Rent-stabilized units in L.A. tend to be inside aging facilities, some with questionable conditions like fire code violations. Landlords who would love to see their rent-controlled tenants voluntarily move out have little incentive to make improvements to their properties, said Eric Sussman, a professor at the UCLA Anderson School of Management.

The government should be filling the gap for landlords, he added, by lowering rents for tenants with government-issued vouchers and lowering expenses for developers with tax credits.

Neither side won out entirely when it came to the Villa Carlotta. In the summer of 2016, Shain was the last remaining tenant in the building. CGI had submitted plans to convert the property into a hotel, but the redevelopment would entail a zone change. Thanks to Shain’s efforts, council member David Ryu stepped in, signing a pledge during his reelection campaign to oppose any conversion of use for the building.

In the courts, Shain challenged CGI on what they actually planned to do with the property. “There was a lot of evidence that showed that they never wanted to do a short-term hotel,” Shain said. “They filed the plans for the hotel 15 months after they filed Ellis.” Indeed, after Shain finally moved out, CGI withdrew its hotel conversion plans.

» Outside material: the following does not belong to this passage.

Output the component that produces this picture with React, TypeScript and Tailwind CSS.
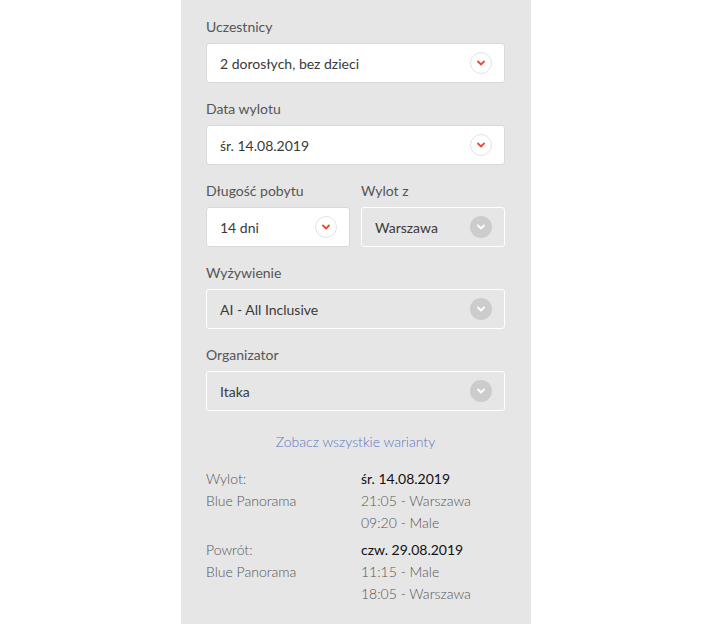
import React from 'react';

const Chevron = ({ active }: { active: boolean }) => (
  <span
    className={
      active
        ? 'flex h-[22px] w-[22px] items-center justify-center rounded-full border border-[#e3e3e3] bg-white'
        : 'flex h-[22px] w-[22px] items-center justify-center rounded-full bg-[#cccccc]'
    }
  >
    <svg width="8" height="6" viewBox="0 0 8 6" fill="none">
      <path
        d="M1 1.5 L4 4.5 L7 1.5"
        stroke={active ? '#ec4a2c' : '#ffffff'}
        strokeWidth="1.8"
        strokeLinecap="round"
        strokeLinejoin="round"
      />
    </svg>
  </span>
);

const Select = ({ value, active = true }: { value: string; active?: boolean }) => (
  <div
    className={
      active
        ? 'flex h-10 items-center justify-between rounded-[3px] border border-[#d9d9d9] bg-white pl-[13px] pr-3'
        : 'flex h-10 items-center justify-between rounded-[3px] border border-white bg-[#e6e6e6] pl-[13px] pr-3'
    }
  >
    <span className="text-[14px] text-[#3a3a3a]">{value}</span>
    <Chevron active={active} />
  </div>
);

const Field = ({ label, children }: { label: string; children: React.ReactNode }) => (
  <div className="flex flex-col">
    <label className="mb-[6px] h-5 text-[14px] leading-5 text-[#555]">{label}</label>
    {children}
  </div>
);

export default function App() {
  return (
    <div className="flex min-h-[632px] justify-center bg-white font-['Lato',sans-serif]">
      <div className="ml-[1px] flex w-[350px] flex-col gap-4 self-start bg-[#e6e6e6] pb-[19px] pl-[25px] pr-[26px] pt-[17px]">
        <Field label="Uczestnicy">
          <Select value="2 dorosłych, bez dzieci" />
        </Field>
        <Field label="Data wylotu">
          <Select value="śr. 14.08.2019" />
        </Field>
        <div className="grid grid-cols-2 gap-[11px]">
          <Field label="Długość pobytu">
            <Select value="14 dni" />
          </Field>
          <Field label="Wylot z">
            <Select value="Warszawa" active={false} />
          </Field>
        </div>
        <Field label="Wyżywienie">
          <Select value="AI - All Inclusive" active={false} />
        </Field>
        <Field label="Organizator">
          <Select value="Itaka" active={false} />
        </Field>

        <a className="mt-[5px] text-center text-[14px] font-light leading-5 text-[#5a77c2]">
          Zobacz wszystkie warianty
        </a>

        <div className="flex flex-col gap-[5px] text-[14px] font-light leading-[22px] text-[#555]">
          <div className="grid grid-cols-[155px_1fr]">
            <div>
              <div>Wylot:</div>
              <div>Blue Panorama</div>
            </div>
            <div>
              <div className="font-normal text-[#111]">śr. 14.08.2019</div>
              <div>21:05 - Warszawa</div>
              <div>09:20 - Male</div>
            </div>
          </div>
          <div className="grid grid-cols-[155px_1fr]">
            <div>
              <div>Powrót:</div>
              <div>Blue Panorama</div>
            </div>
            <div>
              <div className="font-normal text-[#111]">czw. 29.08.2019</div>
              <div>11:15 - Male</div>
              <div>18:05 - Warszawa</div>
            </div>
          </div>
        </div>
      </div>
    </div>
  );
}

CGI told TRD that the property will return to the rental market, but under full compliance of the Ellis Act. Popp said other landlords often get away with ignoring the regulations, which require owners who evict rent controlled tenants to wait five years to rent the units if they do not end up changing the building’s use. The penalties incurred by not waiting five years could be worthwhile to pay, “relative to what a landlord can make when they charge market rate rents,” Popp said.

However some say landlords are not held accountable at all because the city doesn’t have any means of enforcing those aspects of Ellis, a loophole confirmed by a city planner to TRD in May. “There are kernels of truths on both sides, and that’s the way it goes,” said Sussman.